# SET EXERCISE:
Your task is to repeat the lines below exactly, excluding any pictures they contain.

[START OF COLLECTED DATA]

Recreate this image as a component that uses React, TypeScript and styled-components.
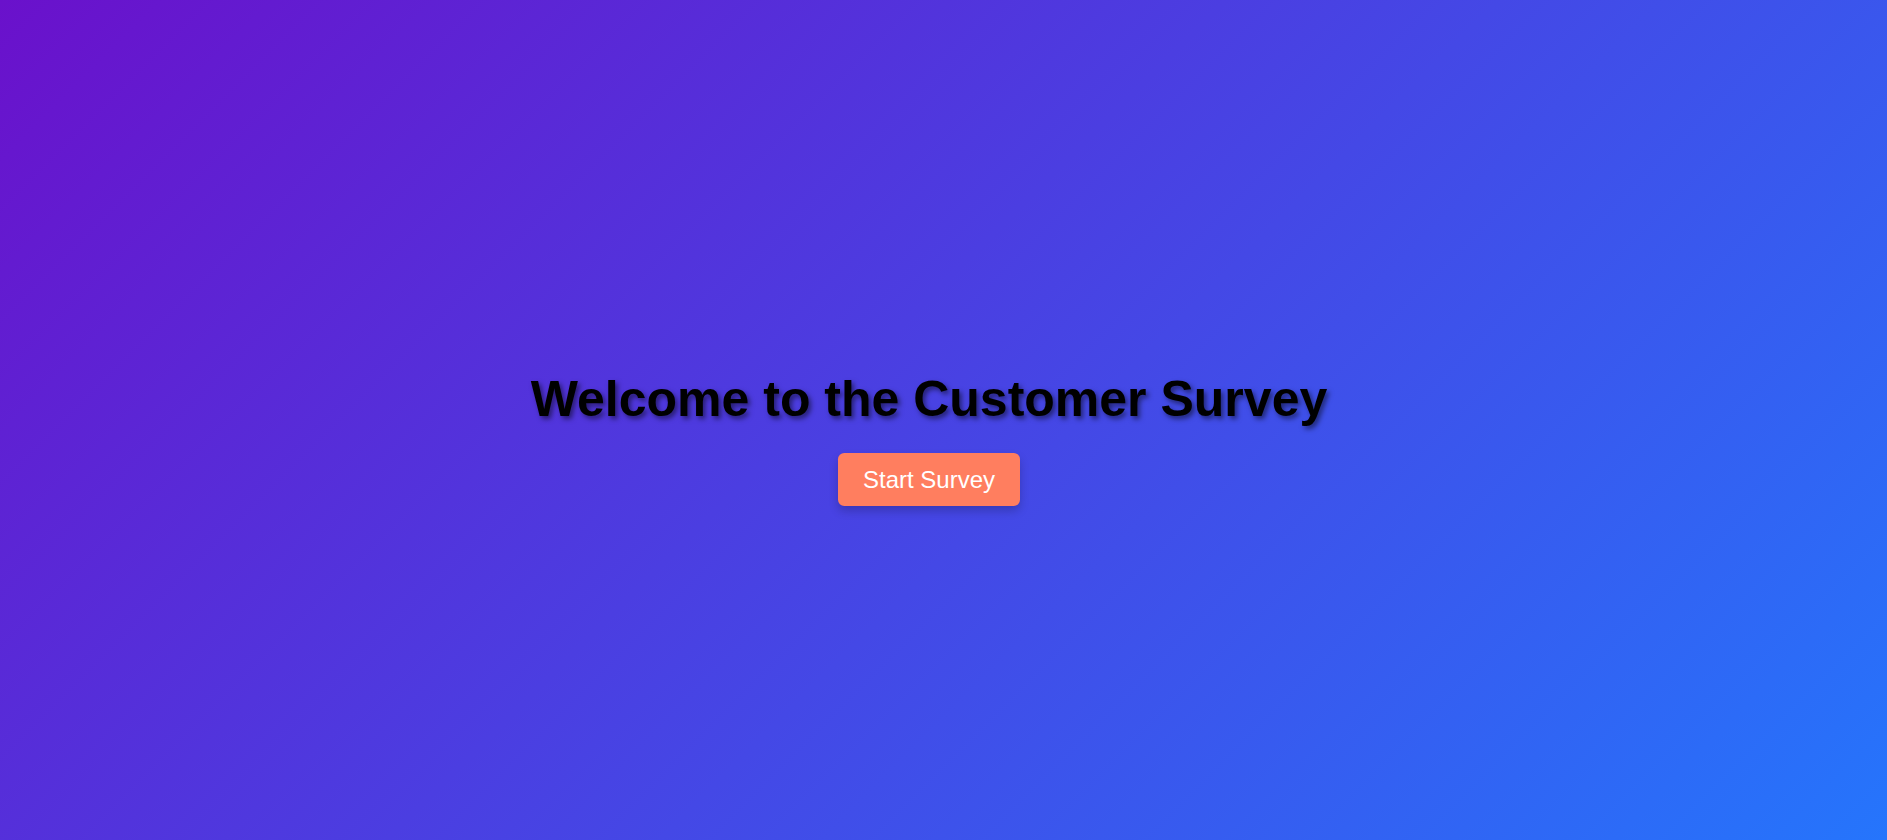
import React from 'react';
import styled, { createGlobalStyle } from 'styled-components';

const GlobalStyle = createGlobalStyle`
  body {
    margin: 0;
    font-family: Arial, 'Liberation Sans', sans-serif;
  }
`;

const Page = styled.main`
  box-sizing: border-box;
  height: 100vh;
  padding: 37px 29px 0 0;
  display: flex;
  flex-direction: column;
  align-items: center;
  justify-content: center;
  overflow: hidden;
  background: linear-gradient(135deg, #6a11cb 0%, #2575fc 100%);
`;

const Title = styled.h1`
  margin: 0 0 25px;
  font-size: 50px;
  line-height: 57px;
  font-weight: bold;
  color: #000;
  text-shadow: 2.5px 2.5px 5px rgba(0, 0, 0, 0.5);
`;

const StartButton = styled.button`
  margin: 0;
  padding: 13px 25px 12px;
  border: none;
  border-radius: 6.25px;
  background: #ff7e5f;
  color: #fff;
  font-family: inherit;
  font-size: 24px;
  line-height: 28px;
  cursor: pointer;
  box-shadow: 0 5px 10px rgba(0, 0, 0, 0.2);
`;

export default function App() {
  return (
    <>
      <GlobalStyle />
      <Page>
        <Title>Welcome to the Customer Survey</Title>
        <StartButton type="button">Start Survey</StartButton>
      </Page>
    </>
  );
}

[END OF COLLECTED DATA]

# RESULT FOR THIS EXERCISE:
Recreate this image as a component that uses React, TypeScript and styled-components.
import React from 'react';
import styled, { createGlobalStyle } from 'styled-components';

const GlobalStyle = createGlobalStyle`
  body {
    margin: 0;
    font-family: Arial, 'Liberation Sans', sans-serif;
  }
`;

const Page = styled.main`
  box-sizing: border-box;
  height: 100vh;
  padding: 37px 29px 0 0;
  display: flex;
  flex-direction: column;
  align-items: center;
  justify-content: center;
  overflow: hidden;
  background: linear-gradient(135deg, #6a11cb 0%, #2575fc 100%);
`;

const Title = styled.h1`
  margin: 0 0 25px;
  font-size: 50px;
  line-height: 57px;
  font-weight: bold;
  color: #000;
  text-shadow: 2.5px 2.5px 5px rgba(0, 0, 0, 0.5);
`;

const StartButton = styled.button`
  margin: 0;
  padding: 13px 25px 12px;
  border: none;
  border-radius: 6.25px;
  background: #ff7e5f;
  color: #fff;
  font-family: inherit;
  font-size: 24px;
  line-height: 28px;
  cursor: pointer;
  box-shadow: 0 5px 10px rgba(0, 0, 0, 0.2);
`;

export default function App() {
  return (
    <>
      <GlobalStyle />
      <Page>
        <Title>Welcome to the Customer Survey</Title>
        <StartButton type="button">Start Survey</StartButton>
      </Page>
    </>
  );
}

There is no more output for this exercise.